Residence: Los Angeles, CA
Date of Performance/Collection: 02/28/2020
Primary Language: English
Background: The informant was born and raised in southern California. He is a sophomore at the University of Southern California and joined greek life in the spring semester of his freshman year. The following is a ritual that occurred at the end of his freshman spring semester just prior to his graduation from “pledge” to “active member.”
Context: This piece was collected in a casual setting in the informants apartment. It was a staged interview so it did not come from a completely natural recount of the ritual. We are good friends so the setting was relaxed, although the informant was adamant on retaining confidentiality surrounding his identity.

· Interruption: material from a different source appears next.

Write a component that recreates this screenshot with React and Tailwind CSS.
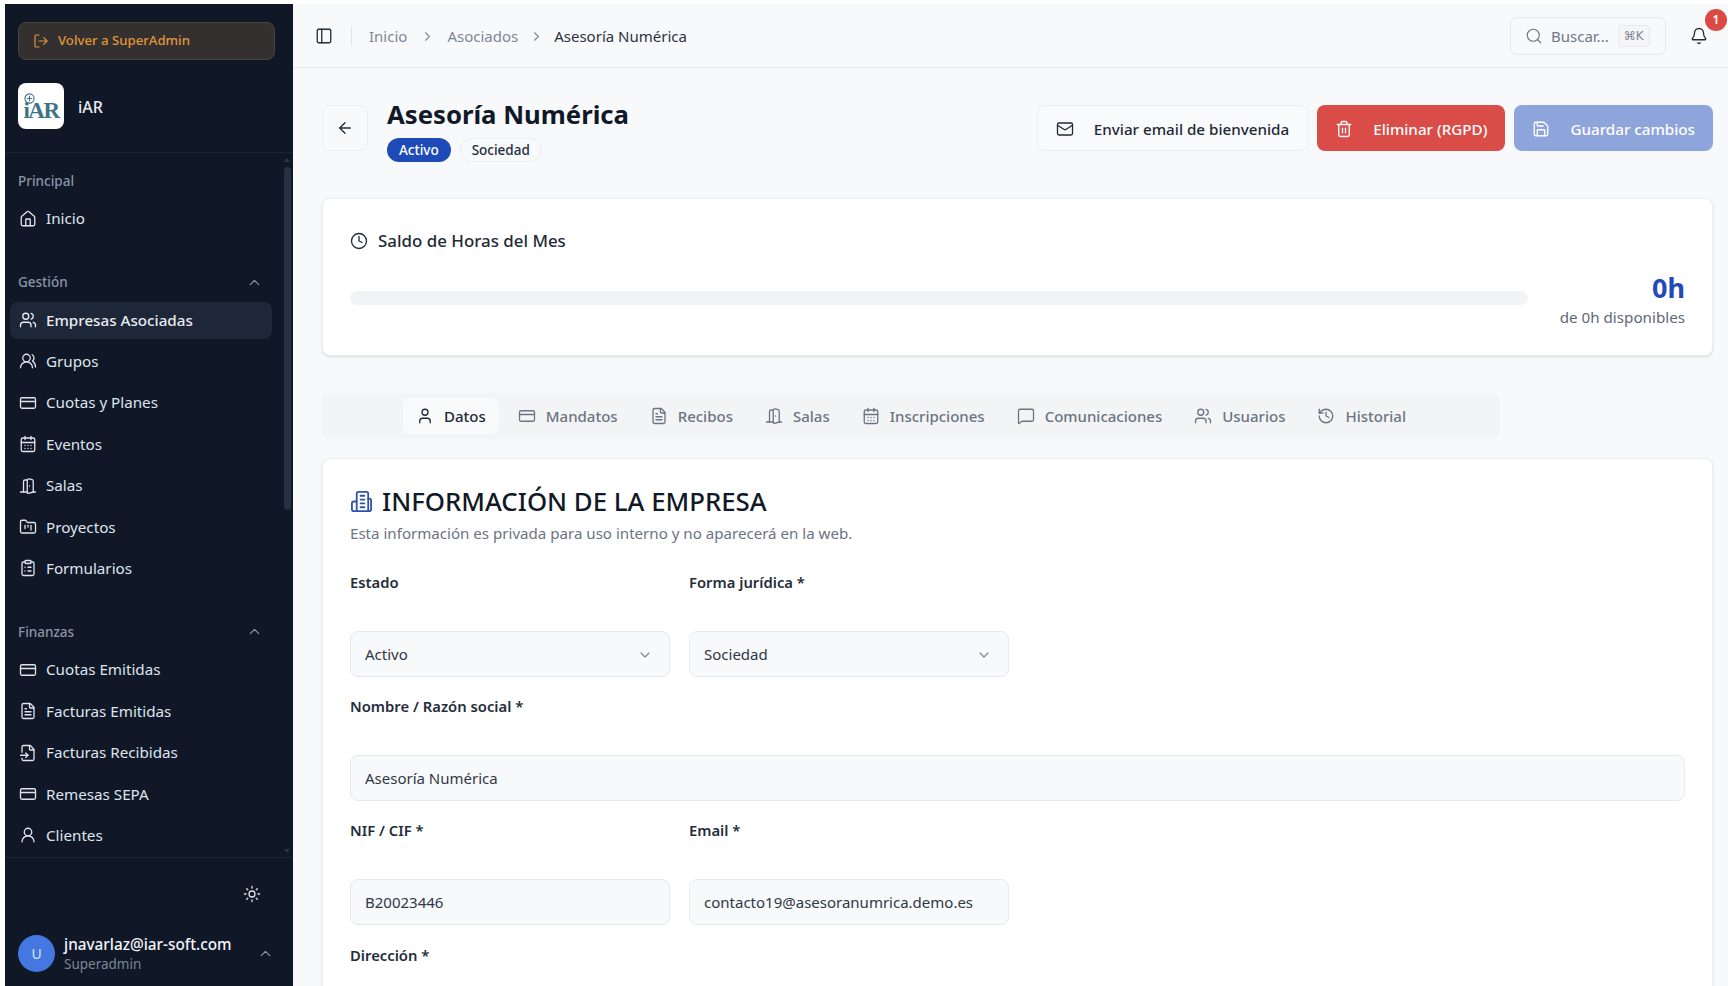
import {
  ArrowLeft, Bell, CalendarDays, ChevronDown, ChevronRight, ChevronUp, ClipboardList, Clock,
  CreditCard, DoorOpen, FileInput, FileText, FolderKanban, History, House, LogOut, Mail, MessageSquare,
  PanelLeft, Save, Search, Sun, Trash2, User, UserRound, Users, UsersRound,
} from 'lucide-react';

const NavItem = ({ icon: Icon, label, active }) => (
  <div className={`flex items-center gap-[9px] h-[37px] px-[9px] rounded-lg text-[15.2px] ${active ? 'bg-[#1e2738] font-medium text-[#e8ecf2]' : 'text-[#dfe4ec]'}`}>
    <Icon size={18} strokeWidth={1.75} className="shrink-0" />
    <span>{label}</span>
  </div>
);

const SectionLabel = ({ children, collapsible, className = '' }) => (
  <div className={`flex items-center justify-between h-5 pl-2 pr-[9px] text-[13.5px] font-medium text-[#8b94a5] ${className}`}>
    <span>{children}</span>
    {collapsible && <ChevronUp size={17} strokeWidth={1.75} />}
  </div>
);

const Sidebar = () => (
  <aside className="w-[288px] shrink-0 h-full bg-[#101828] flex flex-col">
    <div className="px-[13px] pt-[18px] pb-[23px] border-b border-[#1c2536]">
      <div className="flex items-center gap-[9px] h-[38px] mr-[5px] pl-[14px] rounded-lg bg-[#33302f] border border-[#4b4539] text-[#e0953a] text-[13.2px] font-medium">
        <LogOut size={16} strokeWidth={1.75} />
        <span>Volver a SuperAdmin</span>
      </div>
      <div className="flex items-center gap-[14px] mt-[23px]">
        <div className="relative w-[46px] h-[46px] rounded-lg bg-white overflow-hidden flex items-end justify-center">
          <span className="mb-[7px] font-['Liberation_Serif',serif] text-[23px] leading-[23px] font-bold tracking-[-1.5px] text-[#3f7486]">iAR</span>
          <svg className="absolute left-[6px] top-[10px]" width="11" height="11" viewBox="0 0 12 12" fill="#ffffff" stroke="#3f7486" strokeWidth="1.2">
            <circle cx="6" cy="6" r="5" />
            <path d="M6 3v6M3 6h6" />
          </svg>
        </div>
        <span className="pt-[2px] text-[16px] font-medium text-[#e8ecf2]">iAR</span>
      </div>
    </div>

    <div className="relative flex-1 min-h-0 overflow-hidden pl-[5px] pr-[21px]">
      <SectionLabel className="mt-[18px]">Principal</SectionLabel>
      <div className="mt-[9px]"><NavItem icon={House} label="Inicio" /></div>

      <SectionLabel collapsible className="mt-[35px]">Gestión</SectionLabel>
      <div className="mt-[9.5px] flex flex-col gap-[4.4px]">
        <NavItem icon={Users} label="Empresas Asociadas" active />
        <NavItem icon={UsersRound} label="Grupos" />
        <NavItem icon={CreditCard} label="Cuotas y Planes" />
        <NavItem icon={CalendarDays} label="Eventos" />
        <NavItem icon={DoorOpen} label="Salas" />
        <NavItem icon={FolderKanban} label="Proyectos" />
        <NavItem icon={ClipboardList} label="Formularios" />
      </div>

      <SectionLabel collapsible className="mt-[35px]">Finanzas</SectionLabel>
      <div className="mt-[9.5px] flex flex-col gap-[4.4px]">
        <NavItem icon={CreditCard} label="Cuotas Emitidas" />
        <NavItem icon={FileText} label="Facturas Emitidas" />
        <NavItem icon={FileInput} label="Facturas Recibidas" />
        <NavItem icon={CreditCard} label="Remesas SEPA" />
        <NavItem icon={UserRound} label="Clientes" />
      </div>

      {/* scrollbar */}
      <div className="absolute right-[3px] top-[5px] w-0 h-0 border-x-[3px] border-x-transparent border-b-[4px] border-b-[#2b3648]" />
      <div className="absolute right-[2px] top-[14px] w-[7px] h-[343px] rounded-full bg-[#263143]" />
      <div className="absolute right-[3px] bottom-[4px] w-0 h-0 border-x-[3px] border-x-transparent border-t-[4px] border-t-[#2b3648]" />
    </div>

    <div className="h-[129px] shrink-0 border-t border-[#1c2536] px-[13px]">
      <div className="flex justify-end pr-[19px] pt-[27px] text-[#dfe4ec]">
        <Sun size={18} strokeWidth={1.75} />
      </div>
      <div className="flex items-center mt-[29px]">
        <div className="w-[37px] h-[37px] rounded-full bg-[#4478e0] text-[#dbe6fb] text-[14px] flex items-center justify-center shrink-0">U</div>
        <div className="ml-[9px] flex-1 min-w-0 pt-[2px]">
          <div className="text-[15.3px] leading-[20px] font-medium text-[#f1f4f8]">jnavarlaz@iar-soft.com</div>
          <div className="text-[13.5px] leading-[20px] text-[#7c8596]">Superadmin</div>
        </div>
        <ChevronUp size={17} strokeWidth={1.75} className="text-[#8b94a5] mr-[6px] shrink-0" />
      </div>
    </div>
  </aside>
);

const Header = () => (
  <header className="h-[64px] shrink-0 border-b border-[#e5e8ee] flex items-center pl-[22px] pr-[17px] pt-[1px]">
    <PanelLeft size={18} strokeWidth={1.75} className="text-[#1f2937]" />
    <div className="w-px h-5 bg-[#e2e5ea] ml-[18px] mr-[17px]" />
    <div className="flex items-center text-[15px] text-[#7f8794]">
      <span>Inicio</span>
      <ChevronRight size={15} strokeWidth={1.75} className="mx-[12.5px]" />
      <span>Asociados</span>
      <ChevronRight size={15} strokeWidth={1.75} className="mx-[10.5px]" />
      <span className="text-[#2a3342]">Asesoría Numérica</span>
    </div>
    <div className="ml-auto flex items-center w-[156px] h-[38px] rounded-lg border border-[#e7e9ee] bg-[#f8f9fb] pl-[14px] text-[#6f7785] text-[15px]">
      <Search size={18} strokeWidth={1.5} className="shrink-0" />
      <span className="ml-[8px]">Buscar...</span>
      <span className="ml-[9px] h-[22px] px-[5px] rounded border border-[#e7e9ee] bg-[#f4f5f7] text-[12px] leading-[20px] text-[#7f8794] font-['DejaVu_Sans',sans-serif]">⌘K</span>
    </div>
    <div className="relative ml-[24px] mr-[3px]">
      <Bell size={18} strokeWidth={1.75} className="text-[#1f2937]" />
      <span className="absolute -right-[19px] -top-[18px] w-[22px] h-[22px] rounded-full bg-[#dc4a46] text-white text-[12px] font-semibold flex items-center justify-center">1</span>
    </div>
  </header>
);

const TopButton = ({ icon: Icon, label, className }) => (
  <div className={`flex items-center gap-[20px] h-[46px] rounded-lg px-[18px] pt-[2px] text-[15.2px] font-medium ${className}`}>
    <Icon size={18} strokeWidth={1.75} />
    <span>{label}</span>
  </div>
);

const Tab = ({ icon: Icon, label, active }) => (
  <div className={`flex items-center gap-[10px] h-[36px] px-[13px] rounded-md text-[15px] font-medium ${active ? 'bg-[#f9fafb] text-[#1f2937]' : 'text-[#6b7482]'}`}>
    <Icon size={18} strokeWidth={1.75} />
    <span className="pt-[1px]">{label}</span>
  </div>
);

const Field = ({ label, value, select, className = '' }) => (
  <div className={className}>
    <div className="h-[22px] text-[14.8px] leading-[22px] font-semibold text-[#252d3b]">{label}</div>
    <div className="mt-[38px] h-[46px] rounded-lg border border-[#e6e9ee] bg-[#f8f9fb] flex items-center justify-between pl-[14px] pr-[16px] pt-[1px] text-[15px] text-[#2f3846]">
      <span>{value}</span>
      {select && <ChevronDown size={16} strokeWidth={1.75} className="text-[#7f8794]" />}
    </div>
  </div>
);

const BuildingIcon = () => (
  <svg width="23" height="23" viewBox="0 0 24 24" fill="none" stroke="#2f55a8" strokeWidth="1.9" strokeLinecap="round" strokeLinejoin="round">
    <path d="M7 22V4a2 2 0 0 1 2-2h8a2 2 0 0 1 2 2v18Z" />
    <path d="M7 12H4a2 2 0 0 0-2 2v6a2 2 0 0 0 2 2h3" />
    <path d="M19 9h1a2 2 0 0 1 2 2v9a2 2 0 0 1-2 2h-1" />
    <path d="M11 6h4M11 10h4M11 14h4M11 18h4" />
  </svg>
);

export default function App() {
  return (
    <div className="w-full h-screen overflow-hidden bg-white pt-1 pl-[5px] flex font-['Noto_Sans',sans-serif]">
      <Sidebar />
      <main className="flex-1 min-w-0 h-full bg-[#f8f9fb] flex flex-col overflow-hidden">
        <Header />
        <div className="pl-[29px] pr-[15px]">
          <div className="flex items-center mt-[37px] h-[46px]">
            <div className="w-[46px] h-[46px] rounded-lg border border-[#eceef2] bg-[#f8f9fb] flex items-center justify-center text-[#1f2937]">
              <ArrowLeft size={18} strokeWidth={1.75} />
            </div>
            <div className="ml-[19px] self-start -mt-[7px]">
              <h1 className="text-[25.7px] leading-[34px] font-bold text-[#111827]">Asesoría Numérica</h1>
              <div className="flex items-center gap-[9px] mt-[5.5px]">
                <span className="h-6 px-[12px] rounded-full bg-[#1f4bb8] text-white text-[13.5px] font-medium leading-[24px]">Activo</span>
                <span className="h-6 px-[11px] rounded-full border border-[#eceef2] bg-[#f8f9fb] text-[#252d3b] text-[13.5px] font-medium leading-[22px]">Sociedad</span>
              </div>
            </div>
            <div className="ml-auto flex gap-[9px]">
              <TopButton icon={Mail} label="Enviar email de bienvenida" className="border border-[#eceef2] bg-[#f9fafb] text-[#1f2937]" />
              <TopButton icon={Trash2} label="Eliminar (RGPD)" className="bg-[#d94c48] text-white" />
              <TopButton icon={Save} label="Guardar cambios" className="bg-[#8ea5dc] text-white" />
            </div>
          </div>

          <section className="mt-[47px] h-[158px] rounded-lg border border-[#eceef2] bg-white px-[27px] shadow-sm">
            <div className="flex items-center gap-[10px] pt-[30px] h-[54px] text-[#1f2937]">
              <Clock size={18} strokeWidth={1.75} />
              <span className="text-[16.9px] font-medium">Saldo de Horas del Mes</span>
            </div>
            <div className="flex items-center mt-[16px]">
              <div className="flex-1 h-[14px] mb-[4px] rounded-full bg-[#f1f3f5]" />
              <div className="w-[157px] text-right pt-[2px]">
                <div className="text-[27px] leading-[34px] font-bold text-[#1f4bb8]">0h</div>
                <div className="text-[15.2px] leading-[25px] text-[#5f6876]">de 0h disponibles</div>
              </div>
            </div>
          </section>

          <div className="mt-[37px] w-[1178px] h-[46px] rounded-lg bg-[#f3f4f6] flex items-center justify-center gap-[6px]">
            <Tab icon={User} label="Datos" active />
            <Tab icon={CreditCard} label="Mandatos" />
            <Tab icon={FileText} label="Recibos" />
            <Tab icon={DoorOpen} label="Salas" />
            <Tab icon={CalendarDays} label="Inscripciones" />
            <Tab icon={MessageSquare} label="Comunicaciones" />
            <Tab icon={Users} label="Usuarios" />
            <Tab icon={History} label="Historial" />
          </div>

          <section className="mt-[19px] rounded-lg border border-[#eceef2] bg-white px-[27px] pt-[24px] pb-[40px] shadow-sm">
            <div className="flex items-center gap-[9px] h-[36px] text-[#111827]">
              <BuildingIcon />
              <h2 className="text-[25.8px] font-medium">INFORMACIÓN DE LA EMPRESA</h2>
            </div>
            <p className="text-[15.1px] leading-[24px] text-[#6b7482] mt-[2px]">Esta información es privada para uso interno y no aparecerá en la web.</p>

            <div className="grid grid-cols-[320px_320px] gap-x-[19px] mt-[26px]">
              <Field label="Estado" value="Activo" select />
              <Field label="Forma jurídica *" value="Sociedad" select />
            </div>
            <Field className="mt-[18px]" label="Nombre / Razón social *" value="Asesoría Numérica" />
            <div className="grid grid-cols-[320px_320px] gap-x-[19px] mt-[18px]">
              <Field label="NIF / CIF *" value="B20023446" />
              <Field label="Email *" value="contacto19@asesoranumrica.demo.es" />
            </div>
            <Field className="mt-[19px]" label="Dirección *" value="" />
          </section>
        </div>
      </main>
    </div>
  );
}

The following is a summary of a conversation, including a few direct quotations, so as to protect the identity of the individual and his fraternity.
After a semester of hazing, pledges (people who have pledged to join a certain fraternity but have not been completely initiated into the fraternity) the pledge masters (who are active members of the fraternity responsible for the hazing/initiation rituals) gather the pledges and any active members who are interested in participating in a large room in the frat house. The pledges and active members then form a circle. One of the pledge masters then goes into the center of the circle and says, “Pledges, who do you have problems with?”
The pledges then wait silently until one of them declares that they have a problem with another frat member (active or pledge). At that point, the member who made the declaration along with the member who they declared to have issue with enter the center of the circle along with the referee who is usually the pledgemaster. The surrounding frat members begin to cast bets on who will win while others bang on their chests and jeer. The fighting consists of “slap boxing” for three rounds regulated by the referee. Often if a pledge or active falls during the fight, the surrounding crowd will shout statements like, “Get the fuck up!” and encourage the continuation of the fight.
While both active members and pledges make up the circle, only pledges are allowed to call upon other members to enter the circle. It is considered taboo to refuse to enter the circle after being called out.
The informant noted that the night was a time to release pent up anger against fellow frat members who had issues with each other. The event occurs in the final week, dubbed “Hell Week,” before the pledges are officially inducted into the fraternity. It is not uncommon for participants to develop broken bones or other injuries during the event.
I wasn’t very surprised to hear that violence, an action that typically denotes masculinity in American culture, was so deeply intertwined in the tradition considering the heteronormative history of Greek life on university campuses. Although the ritual is violent, the informant was not bothered, often laughing as recounting the event and suggesting that the event is not perceived, at least by him, as a traumatizing event but is rather an empowering event.
The ritual serves as a brief dismissal from the hierarchy within the fraternity and allows for retribution. By seeking vengeance for abuse (perceived or real) at the hands of other pledges and active members, the pledges are able to gain equal status and regain respect and dignity by evening the score. The taboo on refusing to enter the circle further ensures that pledges are put on the same stage as other members of the fraternity who may have brutalized them. It allows pledges (who are to be inducted very soon) an opportunity to exert power over other members for the first time.